Understand Landlord-Tenant Law at Scale
Landlord-tenant law is notoriously specific and varies widely by state, county, and even city. The rules for a property in one town might be completely different for another property you own just a few miles away. As you scale, you must be diligent about compliance in each location.
Key areas to verify with a local attorney for each property:
- Security deposit limits, regulations, and timelines for return.
- Required notice periods for entering a tenant's unit.
- The legal process and required notices for eviction.
- Habitability standards, also known as the “warranty of habitability.”
- Rules regarding late fees and grace periods.
Assuming the law is the same everywhere is a costly mistake. Ignorance is not a legal defense.
Implement a Proactive Maintenance Strategy
With more units, you shift from being a reactive fixer to a proactive manager. A system for handling maintenance prevents small issues from becoming large, expensive emergencies that can damage your property and your reputation.
Create a Centralized Tracking System
Phone calls, texts, and emails are inefficient for tracking maintenance. A tenant's request can easily get lost, leading to frustration and potential legal liability. Use a simple spreadsheet or a dedicated software platform to log every request. Your system should track the date of the request, the nature of the issue, communications with the tenant, vendor assignment, and the date of completion.
Schedule Preventive Maintenance
Preventive maintenance is one of the best investments you can make. It extends the life of your property’s major systems and saves you money on emergency repairs. Create a calendar for recurring tasks:
- Twice a year: HVAC system servicing, gutter cleaning, testing smoke and carbon monoxide detectors.
- Once a year: Pest control inspections, roof inspection, checking for leaks under sinks and around toilets.
Build a Reliable Vendor Network
The worst time to find a good plumber is when water is pouring through a ceiling. Build your list of trusted, insured, and licensed vendors before you need them. Get recommendations and vet a go-to professional for plumbing, electrical, HVAC, and general handyman services.

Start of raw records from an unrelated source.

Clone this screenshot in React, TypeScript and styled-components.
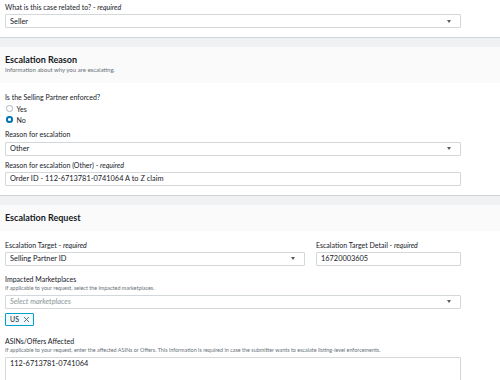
import React from "react";
import styled, { createGlobalStyle } from "styled-components";

const Global = createGlobalStyle`
  html, body { margin: 0; padding: 0; background: #ffffff; }
  body { font-family: Lato, "Open Sans", "Liberation Sans", sans-serif; color: #16191f; }
`;

const Page = styled.div`
  width: 500px;
  height: 380px;
  overflow: hidden;
  background: #ffffff;
`;

const Body = styled.div<{ $pt?: number; $pb?: number }>`
  padding: ${(p) => p.$pt ?? 0}px 39px ${(p) => p.$pb ?? 0}px 5px;
  display: flex;
  flex-direction: column;
`;

const Divider = styled.div`
  border-top: 1.5px solid #cfd4d6;
  height: 9px;
  background: #f0f1f2;
`;

const Header = styled.div`
  background: #fafafa;
  padding: 7px 5px 7px;
`;

const Title = styled.div`
  font-size: 9px;
  line-height: 12px;
  font-weight: 700;
  color: #16191f;
`;

const Description = styled.div`
  font-size: 6px;
  line-height: 8px;
  color: #687078;
  margin-bottom: 2px;
`;

const Label = styled.div<{ $mt?: number; $mb?: number; $lh?: number }>`
  font-size: 7px;
  line-height: ${(p) => p.$lh ?? 10}px;
  margin-top: ${(p) => p.$mt ?? 0}px;
  margin-bottom: ${(p) => p.$mb ?? (p.$lh === 9 ? 0 : 2)}px;
  color: #16191f;
  i { font-style: italic; color: #16191f; }
`;

const Hint = styled.div`
  font-size: 5.45px;
  line-height: 8px;
  color: #687078;
  margin-bottom: 2.5px;
  white-space: nowrap;
`;

const Box = styled.div<{ $h?: number }>`
  box-sizing: border-box;
  height: ${(p) => p.$h ?? 14}px;
  border: 1px solid #d3d8da;
  border-radius: 1px;
  background: #fff;
  display: flex;
  align-items: ${(p) => (p.$h ? "flex-start" : "center")};
  padding: ${(p) => (p.$h ? "1.5px" : "0")} 9px 0 4px;
  font-size: 7.4px;
  color: #16191f;
`;

const BoxText = styled.span<{ $placeholder?: boolean }>`
  flex: 1;
  white-space: nowrap;
  font-style: ${(p) => (p.$placeholder ? "italic" : "normal")};
  color: ${(p) => (p.$placeholder ? "#879596" : "#16191f")};
`;

const Caret = styled.span`
  width: 0;
  height: 0;
  border-left: 2.5px solid transparent;
  border-right: 2.5px solid transparent;
  border-top: 3.5px solid #545b64;
`;

const RadioRow = styled.label`
  display: flex;
  align-items: center;
  height: 11px;
  font-size: 7px;
  padding-left: 1px;
  gap: 3px;
`;

const RadioDot = styled.span<{ $on?: boolean }>`
  box-sizing: border-box;
  width: 6.5px;
  height: 6.5px;
  border-radius: 50%;
  border: ${(p) => (p.$on ? "2px solid #0073bb" : "1px solid #aab7b8")};
  background: #fff;
  margin-right: 1px;
`;

const Row = styled.div`
  display: grid;
  grid-template-columns: 300px 1fr;
  gap: 11px;
`;

const Field = styled.div`
  display: flex;
  flex-direction: column;
`;

const Token = styled.div`
  align-self: flex-start;
  box-sizing: border-box;
  height: 13px;
  margin-top: 4px;
  padding: 0 3px 0 4px;
  border: 1px solid #00a1c9;
  border-radius: 1px;
  background: #f1faff;
  display: flex;
  align-items: center;
  gap: 4px;
  font-size: 7px;
  color: #16191f;
`;

function Select({ value, placeholder }: { value: string; placeholder?: boolean }) {
  return (
    <Box>
      <BoxText $placeholder={placeholder}>{value}</BoxText>
      <Caret />
    </Box>
  );
}

function Input({ value }: { value: string }) {
  return (
    <Box>
      <BoxText>{value}</BoxText>
    </Box>
  );
}

function Req() {
  return (
    <>
      {" - "}
      <i>required</i>
    </>
  );
}

export default function App() {
  return (
    <Page>
      <Global />
      <Body $pt={2} $pb={9}>
        <Label>
          What is this case related to?<Req />
        </Label>
        <Select value="Seller" />
      </Body>
      <Divider />
      <Header>
        <Title>Escalation Reason</Title>
        <Description>Information about why you are escalating.</Description>
      </Header>
      <Body $pt={8.5} $pb={9}>
        <Label $mb={1.5}>Is the Selling Partner enforced?</Label>
        <RadioRow>
          <RadioDot />
          Yes
        </RadioRow>
        <RadioRow>
          <RadioDot $on />
          No
        </RadioRow>
        <Label $mt={4} $mb={2.5}>Reason for escalation</Label>
        <Select value="Other" />
        <Label $mt={4}>
          Reason for escalation (Other)<Req />
        </Label>
        <Input value="Order ID - 112-6713781-0741064 A to Z claim" />
      </Body>
      <Divider />
      <Header>
        <Title>Escalation Request</Title>
      </Header>
      <Body $pt={9}>
        <Row>
          <Field>
            <Label>
              Escalation Target<Req />
            </Label>
            <Select value="Selling Partner ID" />
          </Field>
          <Field>
            <Label>
              Escalation Target Detail<Req />
            </Label>
            <Input value="16720003605" />
          </Field>
        </Row>
        <Label $mt={9.5} $lh={9}>Impacted Marketplaces</Label>
        <Hint>If applicable to your request, select the impacted marketplaces.</Hint>
        <Select value="Select marketplaces" placeholder />
        <Token>
          US
          <svg width="7" height="7" viewBox="0 0 10 10">
            <path d="M1.5 1.5 L8.5 8.5 M8.5 1.5 L1.5 8.5" stroke="#545b64" strokeWidth="1.3" fill="none" />
          </svg>
        </Token>
        <Label $mt={11.5} $lh={9}>ASINs/Offers Affected</Label>
        <Hint>
          If applicable to your request, enter the affected ASINs or Offers. This information is required in case the submitter wants to escalate listing-level enforcements.
        </Hint>
        <Box $h={40}>
          <BoxText>112-6713781-0741064</BoxText>
        </Box>
      </Body>
    </Page>
  );
}
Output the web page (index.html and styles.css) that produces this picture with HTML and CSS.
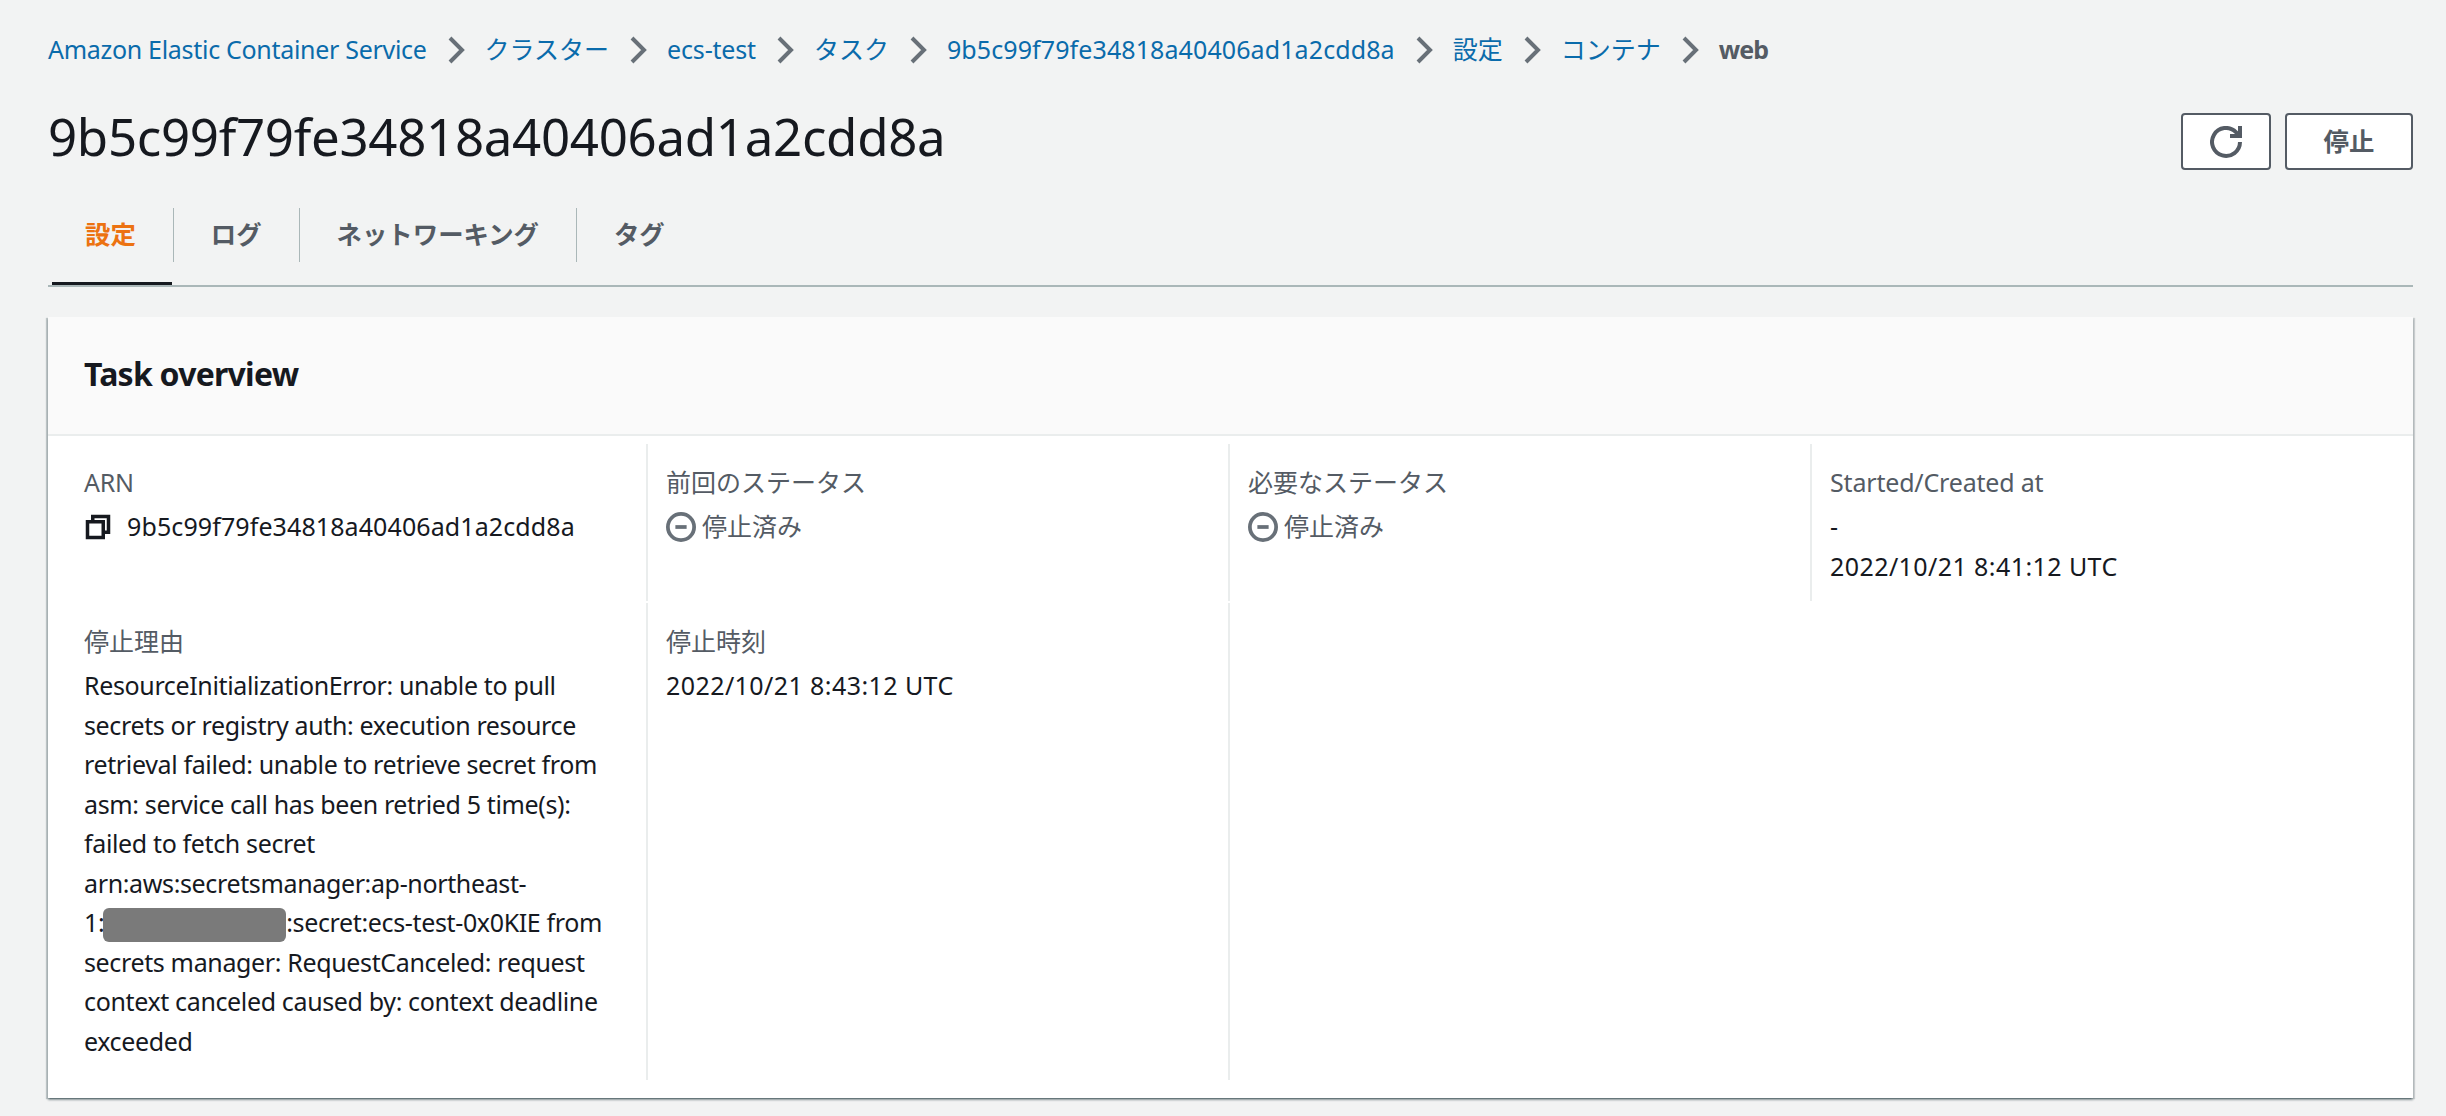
FILE: index.html
```html
<!DOCTYPE html>
<html lang="ja">
<head>
<meta charset="utf-8">
<title>9b5c99f79fe34818a40406ad1a2cdd8a</title>
<link rel="stylesheet" href="styles.css">
</head>
<body>
<nav class="crumbs">
  <a class="crumb latin">Amazon Elastic Container Service</a>
  <svg class="chev" viewBox="0 0 18 28"><path d="M3 2l12 12L3 26"/></svg>
  <a class="crumb">クラスター</a>
  <svg class="chev" viewBox="0 0 18 28"><path d="M3 2l12 12L3 26"/></svg>
  <a class="crumb latin-short">ecs-test</a>
  <svg class="chev" viewBox="0 0 18 28"><path d="M3 2l12 12L3 26"/></svg>
  <a class="crumb">タスク</a>
  <svg class="chev" viewBox="0 0 18 28"><path d="M3 2l12 12L3 26"/></svg>
  <a class="crumb hash">9b5c99f79fe34818a40406ad1a2cdd8a</a>
  <svg class="chev" viewBox="0 0 18 28"><path d="M3 2l12 12L3 26"/></svg>
  <a class="crumb">設定</a>
  <svg class="chev" viewBox="0 0 18 28"><path d="M3 2l12 12L3 26"/></svg>
  <a class="crumb">コンテナ</a>
  <svg class="chev" viewBox="0 0 18 28"><path d="M3 2l12 12L3 26"/></svg>
  <span class="crumb current">web</span>
</nav>
<header class="title-row">
  <h1 class="title">9b5c99f79fe34818a40406ad1a2cdd8a</h1>
  <div class="actions">
    <button class="btn btn-icon"><svg class="icon-refresh" viewBox="0 0 16 16"><path d="M10 5h5V0"/><path d="M15 8a6.99 6.99 0 1 1-2.04-4.96L15 5"/></svg></button>
    <button class="btn btn-text">停止</button>
  </div>
</header>
<div class="tabs">
  <div class="tab active">設定</div>
  <div class="tab">ログ</div>
  <div class="tab">ネットワーキング</div>
  <div class="tab last">タグ</div>
</div>
<section class="panel">
  <h2 class="panel-head">Task overview</h2>
  <div class="grid">
    <div class="cell first">
      <div class="label latin">ARN</div>
      <div class="value hash arn"><svg class="icon-copy" viewBox="0 0 16 16"><path d="M2 5h9v9H2z"/><path d="M5 5V2h9v9h-3"/></svg>9b5c99f79fe34818a40406ad1a2cdd8a</div>
    </div>
    <div class="cell">
      <div class="label">前回のステータス</div>
      <div class="status"><svg class="icon-status" viewBox="0 0 16 16"><circle cx="8" cy="8" r="7"/><path d="M5 8h6"/></svg>停止済み</div>
    </div>
    <div class="cell">
      <div class="label">必要なステータス</div>
      <div class="status"><svg class="icon-status" viewBox="0 0 16 16"><circle cx="8" cy="8" r="7"/><path d="M5 8h6"/></svg>停止済み</div>
    </div>
    <div class="cell">
      <div class="label latin-short">Started/Created at</div>
      <div class="value">-</div>
      <div class="value date">2022/10/21 8:41:12 UTC</div>
    </div>
    <div class="cell first">
      <div class="label">停止理由</div>
      <div class="value prose">ResourceInitializationError: unable to pull<br>secrets or registry auth: execution resource<br>retrieval failed: unable to retrieve secret from<br>asm: service call has been retried 5 time(s):<br>failed to fetch secret<br>arn:aws:secretsmanager:ap-northeast-<br>1:<span class="redact"></span>:secret:ecs-test-0x0KIE from<br>secrets manager: RequestCanceled: request<br>context canceled caused by: context deadline<br>exceeded</div>
    </div>
    <div class="cell">
      <div class="label">停止時刻</div>
      <div class="value date">2022/10/21 8:43:12 UTC</div>
    </div>
    <div class="cell"></div>
  </div>
</section>
</body>
</html>
```
FILE: styles.css
```css
* { box-sizing: border-box; }
html, body { margin: 0; height: 100%; }
body {
  background: #f2f3f3;
  color: #16191f;
  font-family: "Noto Sans", "Noto Sans CJK JP", sans-serif;
  font-size: 25px;
  line-height: 39.5px;
  padding: 30px 33px 0 48px;
  overflow: hidden;
}
.latin { letter-spacing: -0.3px; }
.latin-short { letter-spacing: -0.18px; }
.hash { letter-spacing: 0.1px; }
.date { letter-spacing: 0.42px; }
.prose { letter-spacing: -0.36px; }
.crumbs { display: flex; align-items: center; height: 40px; white-space: nowrap; }
.crumb { color: #0a6bab; }
.crumb.current { color: #545b64; font-weight: 700; letter-spacing: -0.9px; }
.chev { width: 18px; height: 28px; margin: 0 20px; flex: none; }
.chev path { fill: none; stroke: #687078; stroke-width: 4; }
.title-row { display: flex; justify-content: space-between; align-items: center; height: 57px; margin-top: 43px; }
.title { margin: 0 0 10px; font-size: 51px; line-height: 57px; font-weight: 400; letter-spacing: -0.3px; white-space: nowrap; }
.actions { display: flex; gap: 14px; }
.btn { height: 57px; background: #fff; border: 2px solid #545b64; border-radius: 4px; padding: 0; display: flex; align-items: center; justify-content: center; font: inherit; font-size: 25.4px; color: #545b64; font-weight: 700; }
.btn-icon { width: 90px; }
.btn-text { width: 128px; }
.icon-refresh { width: 32px; height: 32px; }
.icon-refresh path { fill: none; stroke: #545b64; stroke-width: 2; }
.tabs { display: flex; height: 79px; margin-top: 38px; border-bottom: 2px solid #aab7b8; }
.tab { position: relative; height: 54px; padding: 0 37px; font-size: 25.4px; line-height: 52px; font-weight: 700; color: #545b64; border-right: 1px solid #aab7b8; white-space: nowrap; }
.tab.last { border-right: 0; }
.tab.active { color: #ec7211; }
.tab.active::after { content: ""; position: absolute; left: 4px; right: 1px; top: 74px; height: 3px; background: #16191f; }
.panel { margin-top: 30px; height: 781px; background: #fff; box-shadow: 0 2px 2px 0 rgba(0,28,36,.4), 2px 1px 1px 0 rgba(0,28,36,.15), -2px 1px 1px 0 rgba(0,28,36,.2); }
.panel-head { margin: 0; height: 119px; padding: 0 36px; background: #fafafa; border-bottom: 2px solid #eaeded; font-size: 32px; font-weight: 700; line-height: 114px; letter-spacing: -0.75px; }
.grid { display: grid; grid-template-columns: 598px 582px 582px 1fr; grid-template-rows: 157px 477px; row-gap: 2px; margin-top: 8px; }
.cell { padding: 18px 18px 0 18px; border-left: 2px solid #eaeded; }
.cell.first { padding-left: 36px; border-left: 0; }
.label { color: #545b64; height: 45px; line-height: 40px; }
.value { white-space: nowrap; }
.arn { display: flex; align-items: center; }
.icon-copy { width: 28px; height: 28px; margin-right: 15px; flex: none; }
.icon-copy path { fill: none; stroke: #16191f; stroke-width: 2; }
.status { display: flex; align-items: center; color: #545b64; }
.icon-status { width: 30px; height: 30px; margin-right: 6px; flex: none; }
.icon-status circle, .icon-status path { fill: none; stroke: #687078; stroke-width: 2; }
.redact { display: inline-block; width: 183px; height: 34px; margin-left: -1px; background: #7a7a7a; border-radius: 6px; vertical-align: middle; }
```
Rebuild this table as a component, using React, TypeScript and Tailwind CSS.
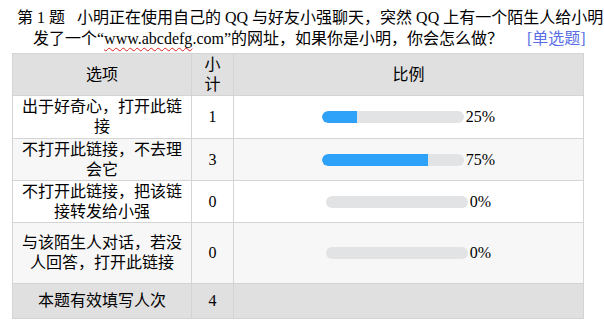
const rows = [
  { label: '出于好奇心，打开此链接', count: 1, pct: 25, bg: 'bg-white', h: 'h-[43px]' },
  { label: '不打开此链接，不去理会它', count: 3, pct: 75, bg: 'bg-[#f7f7f7]', h: 'h-[42px]' },
  { label: '不打开此链接，把该链接转发给小强', count: 0, pct: 0, bg: 'bg-white', h: 'h-[42px]' },
  { label: '与该陌生人对话，若没人回答，打开此链接', count: 0, pct: 0, bg: 'bg-[#f7f7f7]', h: 'h-[61px]' },
]

const font = { fontFamily: '"Liberation Serif", "Noto Sans CJK SC", serif' }

const Bar = ({ pct }: { pct: number }) => (
  <div className="flex items-center justify-center">
    <div className="w-[142px] h-[12px] rounded-full bg-[#e2e3e5] overflow-hidden">
      <div className="h-full bg-[#2ea2f8] rounded-l-full" style={{ width: `${pct}%` }} />
    </div>
    <span className="ml-[2px] leading-[20px]">{pct}%</span>
  </div>
)

const App = () => {
  return (
    <div className="w-[604px] h-[330px] bg-white text-black text-[16px]" style={font}>
      <div className="pt-[8px] pl-[17px] leading-[20px] whitespace-nowrap">
        第 1 题&nbsp;&nbsp; 小明正在使用自己的 QQ 与好友小强聊天，突然 QQ 上有一个陌生人给小明
      </div>
      <div className="pl-[33px] mt-[1px] leading-[20px] whitespace-nowrap">
        发了一个“
        <span className="underline decoration-wavy decoration-[#e02020] decoration-1 underline-offset-[3px]">www.abcdefg</span>
        .com”的网址，如果你是小明，你会怎么做？
        <span className="ml-[24px] text-[#5a6fe6]">[单选题]</span>
      </div>

      <div className="ml-[12px] mt-[4px] w-[572px] border border-[#d4d4d4]">
        <div className="grid grid-cols-[179px_42px_1fr] h-[42px] bg-[#e0e0e0] border-b border-[#d4d4d4]">
          <div className="flex items-center justify-center border-r border-[#d4d4d4]">选项</div>
          <div className="flex items-center justify-center text-center leading-[20px] px-[12px] border-r border-[#d4d4d4]">小计</div>
          <div className="flex items-center justify-center">比例</div>
        </div>
        {rows.map((r) => (
          <div key={r.label} className={`grid grid-cols-[179px_42px_1fr] ${r.h} ${r.bg} border-b border-[#d4d4d4]`}>
            <div className="flex items-center justify-center text-center leading-[20px] px-[8px] border-r border-[#d4d4d4]">
              {r.label}
            </div>
            <div className="flex items-center justify-center border-r border-[#d4d4d4]">{r.count}</div>
            <Bar pct={r.pct} />
          </div>
        ))}
        <div className="grid grid-cols-[179px_42px_1fr] h-[34px] bg-[#e0e0e0]">
          <div className="flex items-center justify-center border-r border-[#d4d4d4]">本题有效填写人次</div>
          <div className="flex items-center justify-center border-r border-[#d4d4d4]">4</div>
          <div />
        </div>
      </div>
    </div>
  )
}

export default App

Leverage Technology to Work Smarter
Trying to manage a growing portfolio with manual methods is a path to burnout. Technology is your essential co-pilot, automating repetitive tasks and giving you the data you need to make smart decisions.
Online Rent Collection
Automated online rent collection is a game-changer. It eliminates trips to the bank and awkward rent-chasing conversations. Tenants can set up automatic payments, and the system provides a clear, indisputable record of all transactions for both parties.
Digital Applications and Leases
Move your leasing process online. Digital applications are easier for prospective tenants to complete and for you to review. E-signature platforms allow you to execute leases remotely and securely, storing all documents in one organized, accessible place.
Centralized Communication and Maintenance
Modern property management platforms, like Rentari.ai, provide a central hub for all landlord-tenant interactions. Instead of searching through texts and emails, tenants can submit maintenance requests through a portal, and all related communication is automatically logged and organized by unit. This creates a permanent, time-stamped record that protects both you and your tenant.
Your Next Step: Start with One Process
Transforming your operations can feel daunting, so do not try to do everything at once. The single most impactful step you can take today is to formalize your tenant screening process.
Take an hour to sit down and write out your objective, measurable screening criteria. This simple action will immediately improve your decision-making, strengthen your fair housing compliance, and set a professional foundation for your entire, growing portfolio.